Over the past several months, oil prices had been supported by:
- Concerns about a potential Strait of Hormuz closure
- Middle East supply risks
- Military escalation risks
With those fears easing significantly, oil prices have come under substantial pressure.
Concerns about energy-driven inflation have also moderated.
However, traders should remember that oil markets have repeatedly experienced cycles of optimism and disappointment regarding ceasefire negotiations.
Volatility is likely to remain elevated until the agreement is formally signed.
U.S. Dollar
The combination of lower oil prices and declining U.S. yields has reduced some of the momentum behind the recent dollar rally.
However, this should not be interpreted as a broad-based dollar bear market.
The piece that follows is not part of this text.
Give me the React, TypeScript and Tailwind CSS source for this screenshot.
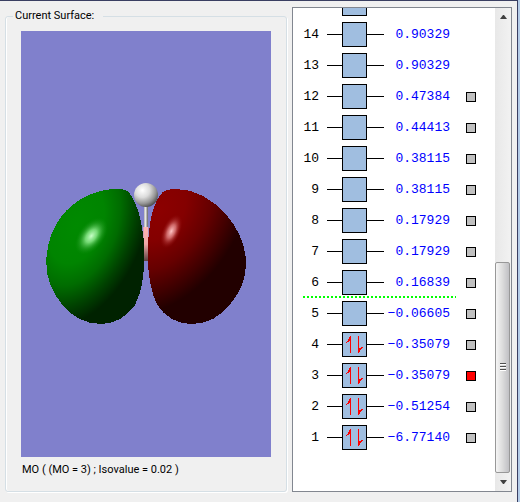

The dollar continues to benefit from:
- Strong U.S. employment data
- Relatively high U.S. interest rates
- The Federal Reserve’s cautious approach toward rate cuts
For now, dollar weakness appears to be more of a correction than a trend reversal.
USD/JPY
USD/JPY has entered a corrective phase.
On one side, easing Middle East tensions are generating some selling pressure on the dollar.
On the other, the substantial U.S.–Japan interest rate differential continues to encourage yen selling.
In addition, intervention concerns remain significant around the 160 level.
While improving geopolitical conditions may slow the pace of USD/JPY gains, they do not yet provide a compelling reason to expect a major yen appreciation trend.
Equity Markets
Equity markets have responded positively to the agreement.
Lower oil prices reduce inflationary pressure and generally support:
- Corporate profitability
- Consumer spending
- Risk appetite
Technology and AI-related stocks are likely to be among the primary beneficiaries.
However, investors should remain aware that markets have rebounded sharply in a short period of time.
Profit-taking and position adjustments could create periods of volatility.
Key Economic Data Today
New York Fed Manufacturing Index (June)
- Forecast: 13.5
- Previous: 19.6
U.S. Industrial Production (May)
- Forecast: +0.3% month-over-month
- Previous: +0.7%
Capacity Utilization Rate
- Forecast: 76.2%
- Previous: 76.1%
If these figures come in close to expectations, the improvement in Middle East sentiment will likely remain the dominant market driver.
However, significant surprises could generate short-term volatility in the dollar.
Key Factors to Watch
- Whether the formal signing takes place as scheduled on June 19
- Whether freedom of navigation through the Strait of Hormuz is actually maintained
- Any shift in President Trump’s rhetoric
- Developments involving Israel and Lebanon
- Whether crude oil can remain below $80
- The extent of any correction in the broader dollar uptrend
- Whether the equity rally can continue
Conclusion
The U.S.–Iran Memorandum of Understanding represents one of the clearest positive developments for global markets in quite some time.
The immediate response has been:
- Lower oil prices
- Lower Treasury yields
- Higher equity prices
However, this agreement should be viewed as a starting point rather than a final resolution.
The core issues—including the nuclear dispute and sanctions regime—remain unresolved.
Markets are understandably optimistic, but uncertainty remains elevated until the agreement is formally signed.
For now, the dominant market dynamic is likely to be a tug-of-war between:
Risk-on sentiment driven by easing Middle East tensions
and
Ongoing support for the U.S. dollar from relatively high interest rates and strong economic fundamentals.